Thanks for the feedback thus far! I'm really impressed by the looks of the Tissot and Archimede watches that were suggested: Tissot Powermatic Archimide Pilot 42 Chronometer For the Tissot especially, you get a lot of bang for your buck: 80 hr power reserve, date feature, plus COSC certification. Sweet!
Regarding the need for accurate timekeeping, that of course is just a personal preference. The first fully mechanical watch I ever owned is a Luminox Modern Mariner, with a Sellita 220 automatic movement. It consistently gains about 25 seconds per day, which for me is kind of bothersome because I know that a few days after setting the time it is seriously out of sync with the time that everything around me is running on.
Perhaps they should stick to battery powered wrist jewelry.....er, quartz watches..... to tell them the time - or just keep using their iPhone.
My Automatic Tag Heuer 2000 gains about 6-7 seconds a day, so after a month or so it is about 3-4 minutes fast. That is just little enough to adjust to, so when I look at the time I know I have a bit of leeway. Given that I need to adjust the date at the end of Feb, April, June, September and November I take that opportunity to trim the time back to where it should be. July through August is the longest it goes without a manual date adjust so by the end of September I could be running 10 minutes fast. However late August/September I usually go on holiday (vacation) to a different time zone from the UK so it gets adjusted back on my return - usually to whatever the pilot says the time is on landing.
So many fine watches these days are not submitted for COSC testing yet perform as "chronometers". All of my Nomos watches do, e.g. Anyway, those are German!
Often the only difference between a chronometer and a non-chronometer is that one has been sent for testing, and the other has not. The movements are identical in build quality and parts - this is especially true with some ETA movements.

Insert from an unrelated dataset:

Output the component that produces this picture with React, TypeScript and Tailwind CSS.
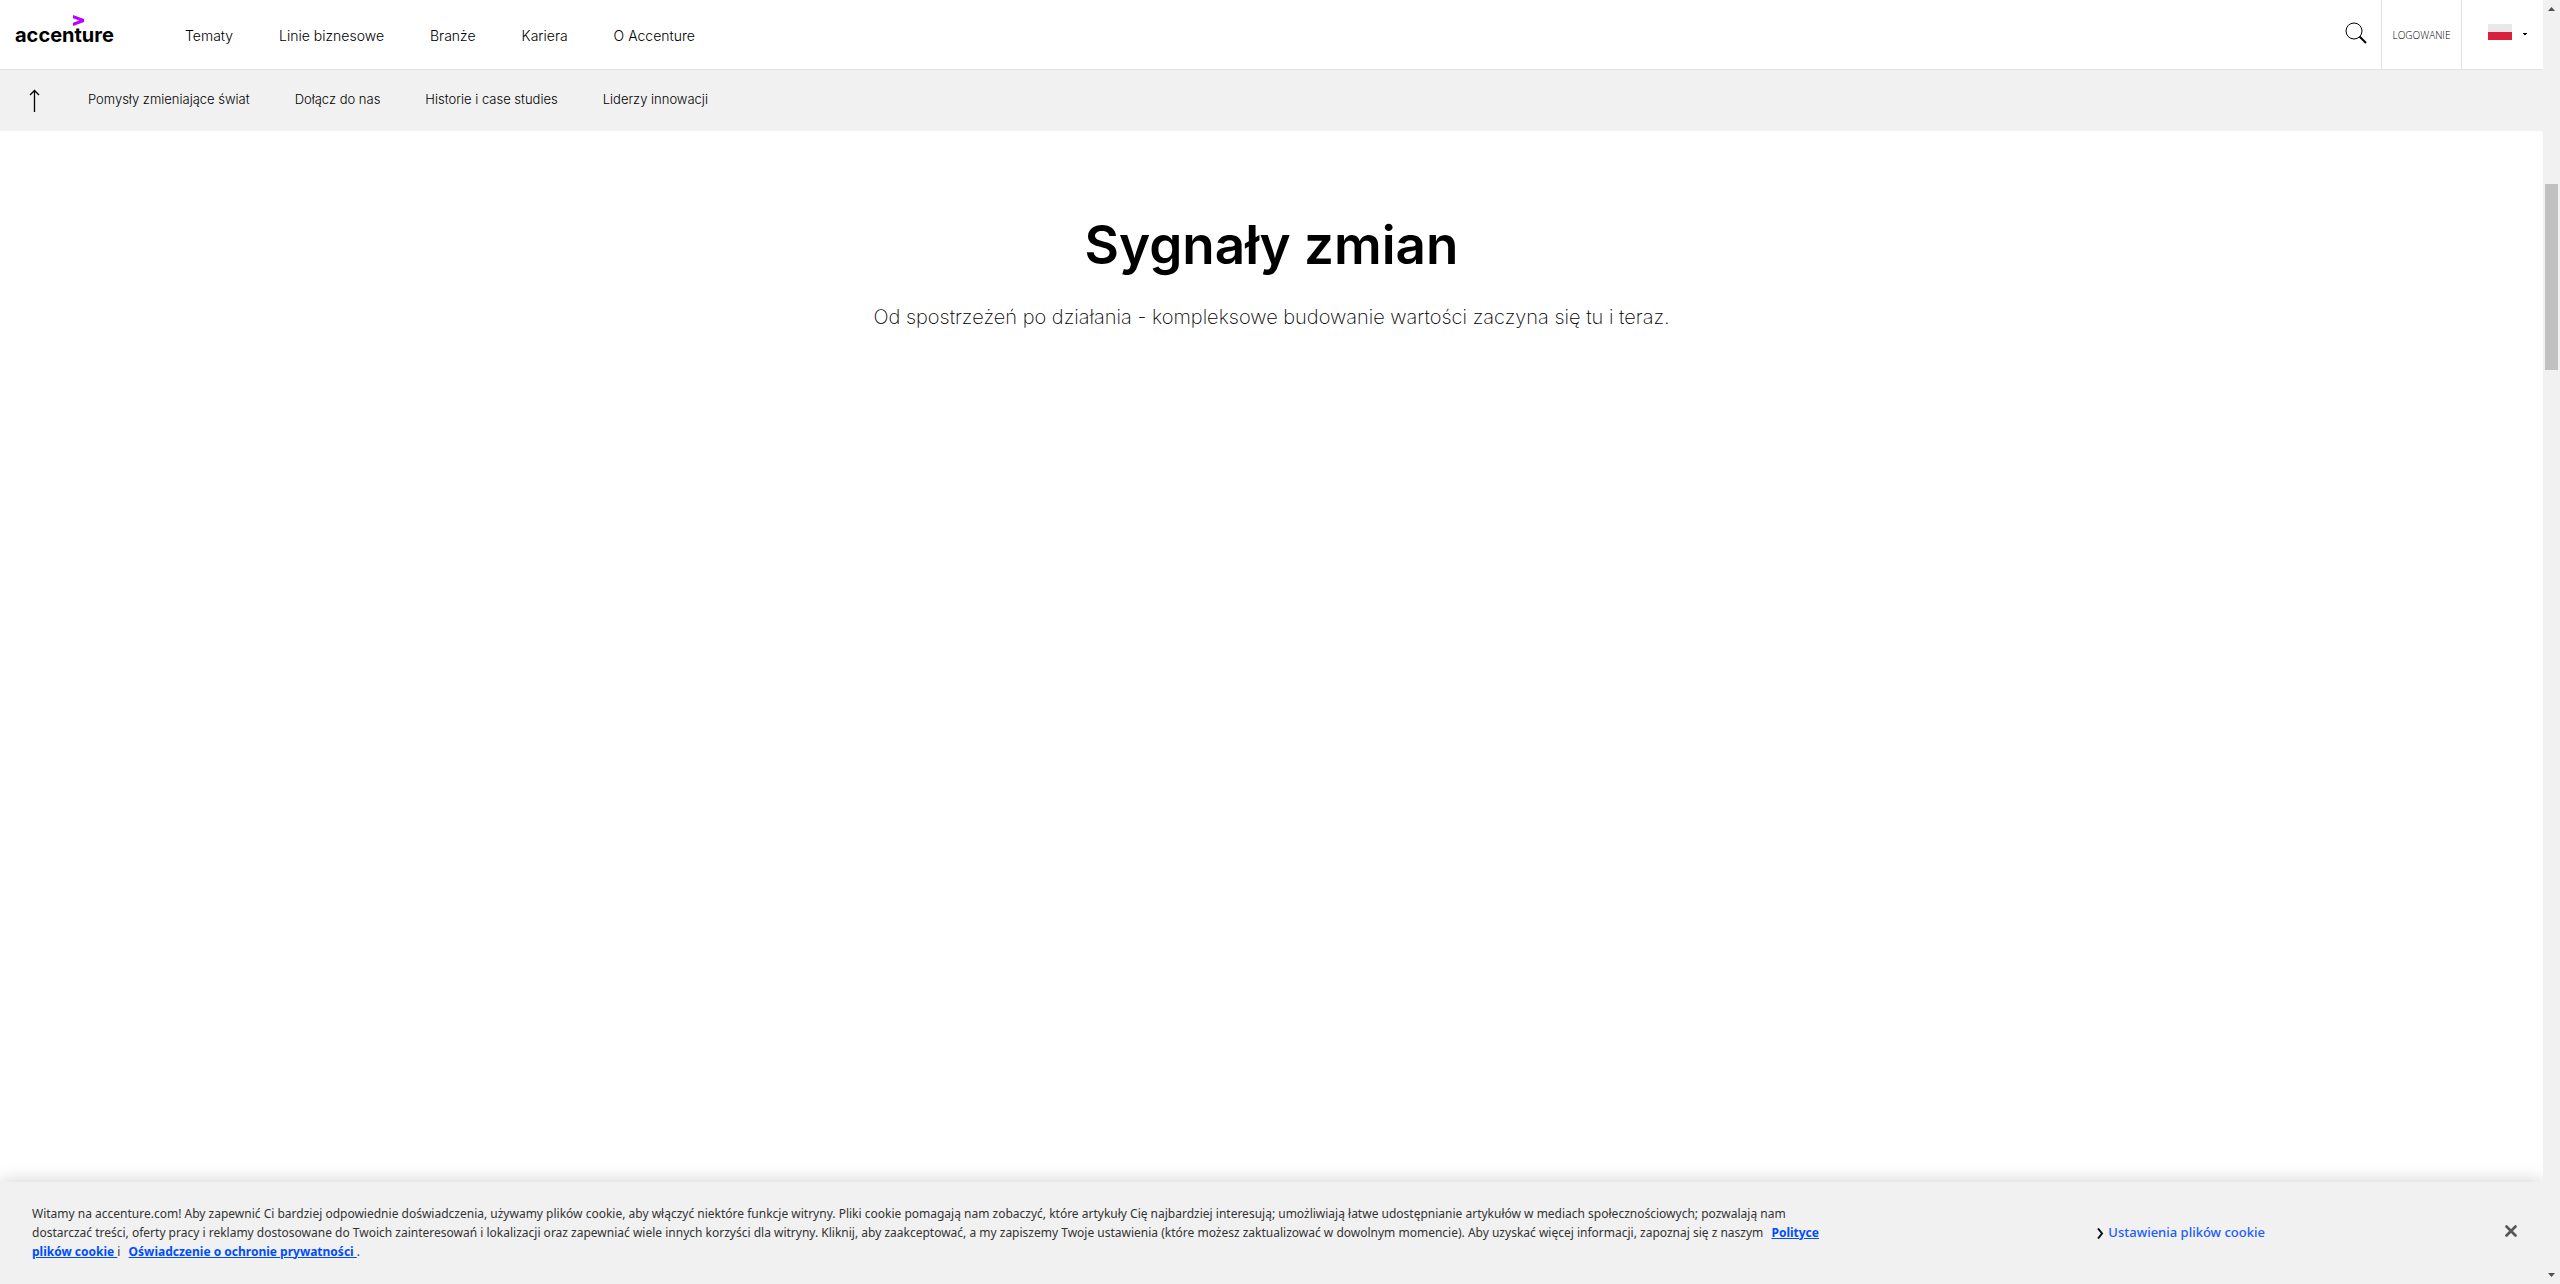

The "Top" grade is exactly the same as the COSC grade, but the COSC grade has been tested. In the hands of a good watchmaker, a decent quality movement that is in good condition can be adjusted to run within the specs commonly stated for COSC performance (that is -4 to +6 seconds per day average rate). The thing that the COSC testing does initially anyway, is give you a guarantee that it will run in those specs, and if it doesn't the maker should fix it under warranty. For a non-COSC watch it's more of a crap shoot, and depends a lot on how much time the maker is willing to put into the movement. Some take the time to adjust the movement when they get it from the supplier, and some clearly don't - they just slap it in the case and sell it. In that case you are left to the luck of the draw how the watch performs coming from the factory. Cheers, Al
There have been a lot of good points, here. It's very important to know that decent modern watches in general are more than often than not able to perform at or near COSC because of modern build materials and practices. COSC is just a formal process of declaration. There are plenty of companies that will guarantee a certain accuracy and precision, without getting that certification. If your friend is worried about losing a few seconds per day, then he doesn't understand the pathos of buy mechanical watches.

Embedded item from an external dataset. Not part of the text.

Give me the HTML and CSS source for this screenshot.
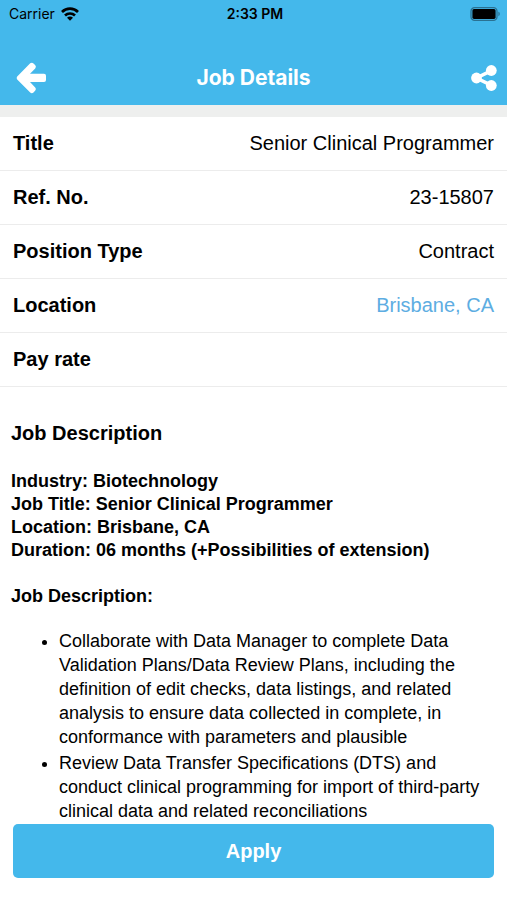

Elsewhere on the MB, I showed my new (to me) calibre 355 Seamaster date at 6:00 which I have been wearing for the past 5 days. After returning it to running condition, and spending a bit of time tuning it, and adjusting it on my Vibrograph, it has settled in at a consistent 2 seconds per day loss. This is not a chronometer, but it's quality when made was likely only a cut below what a Constellation might have been at the time. COSC standards allow for a plus/minus range for the accuracy of new chronometers. Some one used the word luck in a previous post. For a 60-year old non-chronometer to perform like this one certainly entails a bit of luck. Before your hypothetical friend buys a watch, he should decide how much variation he can tolerate. If he expects consistent accuracy on the order of + or - 15 seconds per month, consistently, over many years, Quartz might be the answer.
A tuning fork chronometer might be an acceptable compromise. Not too expensive, still really cool. Tom
You can get a nice Bulova Accutron with box and papers for $100 or so. Mine runs within a second per day. Even runs perfectly on a modern battery, not all of them do. A number of the big Swiss companies licensed these movements from Bulova. Very attractive watches, gatorcpa
I may just be lucky, but as far as I can measure, my Orient Blue Mako loses about 1 minute every 3 - 4 weeks
Of all the mechanical watches I've owned in 7+ years of foruming, I can only remember 3 specific watches that were way above reasonable expectations for consistency. One was a Contellation Pie Pan caliber 564 from the mid to late 60's. I honestly don't remember what reference because I've had a few pass through my collection. Another was an IWC Portofino that had a print out from the timing machine that looked like a dead man's cardiograph. The last was my Tiffany's Mark Coupe. All 3 gained less than a second a day on average with no wild swings in the daily rate. Both the IWC and Tiffany's had modified ETA 2892-A2 calibers inside. While I do miss the IWC, I can see it once a year when we make our spring training pilgrimage because a friend in Florida owns it and we have dinner with them every year. The Pie Pan..... well, if I put in the time I can find another. It's the Tiffany's Mark Coupe that I have a twinge of regret about selling - until I pull out the Audemars Piguet that eventually replaced it. The current most accurate watch now is my AT Skyfall. Bottom line: if you want a mechanical, expect variation of a few seconds a day. That comes with the territory. Otherwise, get a battery powered watch. Tom and gator have a decent compromise with the tuning fork solution.